» **DATA EXTRACT**
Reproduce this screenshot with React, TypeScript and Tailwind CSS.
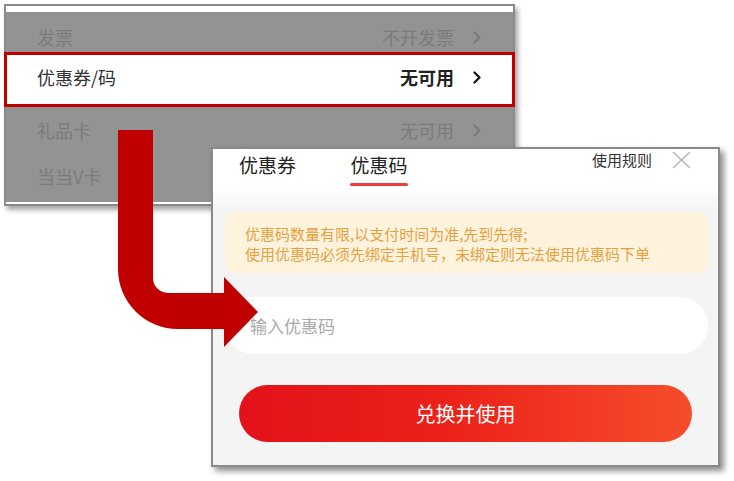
const FONT = { fontFamily: '"Noto Sans CJK SC", "Noto Sans", sans-serif' };

function Chevron({ className }: { className: string }) {
  return (
    <svg width="8" height="13" viewBox="0 0 8 13" className={className}>
      <polyline points="1.5,1.5 6.5,6.5 1.5,11.5" fill="none" stroke="currentColor" strokeWidth="2.2" strokeLinecap="round" strokeLinejoin="round" />
    </svg>
  );
}

function MutedRow({ label, value, className }: { label: string; value?: string; className: string }) {
  return (
    <div className={`flex items-center pl-[31px] pr-[32px] text-[18px] text-[#7b7b7b] ${className}`}>
      <span className="flex-1">{label}</span>
      {value && (
        <>
          <span>{value}</span>
          <Chevron className="ml-[19px] text-[#7b7b7b]" />
        </>
      )}
    </div>
  );
}

function OrderPanel() {
  return (
    <div className="absolute left-[4px] top-[4px] flex h-[202px] w-[511px] flex-col border-2 border-[#8a8a8a] bg-[#939393] shadow-[3px_4px_5px_rgba(0,0,0,0.35)]">
      <div className="h-[6px] bg-white" />
      <MutedRow label="发票" value="不开发票" className="h-[40px] pt-[10px]" />
      <div className="relative z-10 -mx-[2px] flex h-[55px] items-center border-[3px] border-[#c00000] bg-white pb-[5px] pl-[30px] pr-[31px] text-[18px]">
        <span className="flex-1 text-[#333]">优惠券/码</span>
        <span className="font-bold text-[#222]">无可用</span>
        <Chevron className="ml-[19px] text-[#111]" />
      </div>
      <MutedRow label="礼品卡" value="无可用" className="h-[46px]" />
      <MutedRow label="当当V卡" className="h-[46px]" />
      <div className="mt-auto h-[2px] bg-white" />
    </div>
  );
}

function CouponPopup() {
  return (
    <div className="absolute left-[211px] top-[147px] flex h-[320px] w-[509px] flex-col border-2 border-[#8a8a8a] bg-[linear-gradient(#ffffff_0,#ffffff_38px,#f4f4f4_62px)] shadow-[4px_4px_6px_rgba(0,0,0,0.45)]">
      <div className="flex h-[40px] items-start justify-between pl-[26px] pr-[27px]">
        <div className="flex gap-[54px] pt-[4px] text-[19px] leading-[24px] text-[#222]">
          <span>优惠券</span>
          <div className="flex flex-col items-center">
            <span>优惠码</span>
            <div className="mt-[6px] h-[3px] w-[58px] rounded-full bg-[#ef3b3b]" />
          </div>
        </div>
        <div className="flex items-start gap-[20px] pt-[1px]">
          <span className="text-[15px] leading-[20px] text-[#333]">使用规则</span>
          <svg width="19" height="18" viewBox="0 0 19 18" className="mt-[1px]">
            <path d="M1 1 L18 17 M18 1 L1 17" stroke="#b5b5b5" strokeWidth="1.4" fill="none" />
          </svg>
        </div>
      </div>
      <div className="ml-[12px] mr-[10px] mt-[23px] rounded-[10px] bg-[#fff3dd] pb-[9px] pl-[20px] pt-[12px] text-[15px] leading-[20px] text-[#e5a13f]">
        <p>优惠码数量有限,以支付时间为准,先到先得;</p>
        <p>使用优惠码必须先绑定手机号，未绑定则无法使用优惠码下单</p>
      </div>
      <div className="ml-[12px] mr-[10px] mt-[24px] flex h-[57px] items-center rounded-full bg-white pl-[25px] text-[17px] text-[#a9a9a9]">
        输入优惠码
      </div>
      <button
        type="button"
        className="mx-[26px] mt-[31px] flex h-[57px] items-center justify-center rounded-full bg-[linear-gradient(90deg,#e3121a_0%,#ec2119_45%,#f64d2b_100%)] text-[20px] text-white"
      >
        兑换并使用
      </button>
    </div>
  );
}

function Arrow() {
  return (
    <svg width="734" height="481" viewBox="0 0 734 481" className="pointer-events-none absolute left-0 top-0">
      <path
        d="M118 130 L118 269 A60 60 0 0 0 178 329 L224 329 L224 347 L258 312 L224 277 L224 293 L168 293 A15 15 0 0 1 153 278 L153 130 Z"
        fill="#c00000"
      />
    </svg>
  );
}

export default function App() {
  return (
    <div className="relative h-[481px] w-[734px] overflow-hidden bg-white" style={FONT}>
      <OrderPanel />
      <CouponPopup />
      <Arrow />
    </div>
  );
}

» **EXERCISE DETAILS**
Transcribe all the data word for word; the images stay out.

» **COMPLETED TASK**
Reproduce this screenshot with React, TypeScript and Tailwind CSS.
const FONT = { fontFamily: '"Noto Sans CJK SC", "Noto Sans", sans-serif' };

function Chevron({ className }: { className: string }) {
  return (
    <svg width="8" height="13" viewBox="0 0 8 13" className={className}>
      <polyline points="1.5,1.5 6.5,6.5 1.5,11.5" fill="none" stroke="currentColor" strokeWidth="2.2" strokeLinecap="round" strokeLinejoin="round" />
    </svg>
  );
}

function MutedRow({ label, value, className }: { label: string; value?: string; className: string }) {
  return (
    <div className={`flex items-center pl-[31px] pr-[32px] text-[18px] text-[#7b7b7b] ${className}`}>
      <span className="flex-1">{label}</span>
      {value && (
        <>
          <span>{value}</span>
          <Chevron className="ml-[19px] text-[#7b7b7b]" />
        </>
      )}
    </div>
  );
}

function OrderPanel() {
  return (
    <div className="absolute left-[4px] top-[4px] flex h-[202px] w-[511px] flex-col border-2 border-[#8a8a8a] bg-[#939393] shadow-[3px_4px_5px_rgba(0,0,0,0.35)]">
      <div className="h-[6px] bg-white" />
      <MutedRow label="发票" value="不开发票" className="h-[40px] pt-[10px]" />
      <div className="relative z-10 -mx-[2px] flex h-[55px] items-center border-[3px] border-[#c00000] bg-white pb-[5px] pl-[30px] pr-[31px] text-[18px]">
        <span className="flex-1 text-[#333]">优惠券/码</span>
        <span className="font-bold text-[#222]">无可用</span>
        <Chevron className="ml-[19px] text-[#111]" />
      </div>
      <MutedRow label="礼品卡" value="无可用" className="h-[46px]" />
      <MutedRow label="当当V卡" className="h-[46px]" />
      <div className="mt-auto h-[2px] bg-white" />
    </div>
  );
}

function CouponPopup() {
  return (
    <div className="absolute left-[211px] top-[147px] flex h-[320px] w-[509px] flex-col border-2 border-[#8a8a8a] bg-[linear-gradient(#ffffff_0,#ffffff_38px,#f4f4f4_62px)] shadow-[4px_4px_6px_rgba(0,0,0,0.45)]">
      <div className="flex h-[40px] items-start justify-between pl-[26px] pr-[27px]">
        <div className="flex gap-[54px] pt-[4px] text-[19px] leading-[24px] text-[#222]">
          <span>优惠券</span>
          <div className="flex flex-col items-center">
            <span>优惠码</span>
            <div className="mt-[6px] h-[3px] w-[58px] rounded-full bg-[#ef3b3b]" />
          </div>
        </div>
        <div className="flex items-start gap-[20px] pt-[1px]">
          <span className="text-[15px] leading-[20px] text-[#333]">使用规则</span>
          <svg width="19" height="18" viewBox="0 0 19 18" className="mt-[1px]">
            <path d="M1 1 L18 17 M18 1 L1 17" stroke="#b5b5b5" strokeWidth="1.4" fill="none" />
          </svg>
        </div>
      </div>
      <div className="ml-[12px] mr-[10px] mt-[23px] rounded-[10px] bg-[#fff3dd] pb-[9px] pl-[20px] pt-[12px] text-[15px] leading-[20px] text-[#e5a13f]">
        <p>优惠码数量有限,以支付时间为准,先到先得;</p>
        <p>使用优惠码必须先绑定手机号，未绑定则无法使用优惠码下单</p>
      </div>
      <div className="ml-[12px] mr-[10px] mt-[24px] flex h-[57px] items-center rounded-full bg-white pl-[25px] text-[17px] text-[#a9a9a9]">
        输入优惠码
      </div>
      <button
        type="button"
        className="mx-[26px] mt-[31px] flex h-[57px] items-center justify-center rounded-full bg-[linear-gradient(90deg,#e3121a_0%,#ec2119_45%,#f64d2b_100%)] text-[20px] text-white"
      >
        兑换并使用
      </button>
    </div>
  );
}

function Arrow() {
  return (
    <svg width="734" height="481" viewBox="0 0 734 481" className="pointer-events-none absolute left-0 top-0">
      <path
        d="M118 130 L118 269 A60 60 0 0 0 178 329 L224 329 L224 347 L258 312 L224 277 L224 293 L168 293 A15 15 0 0 1 153 278 L153 130 Z"
        fill="#c00000"
      />
    </svg>
  );
}

export default function App() {
  return (
    <div className="relative h-[481px] w-[734px] overflow-hidden bg-white" style={FONT}>
      <OrderPanel />
      <CouponPopup />
      <Arrow />
    </div>
  );
}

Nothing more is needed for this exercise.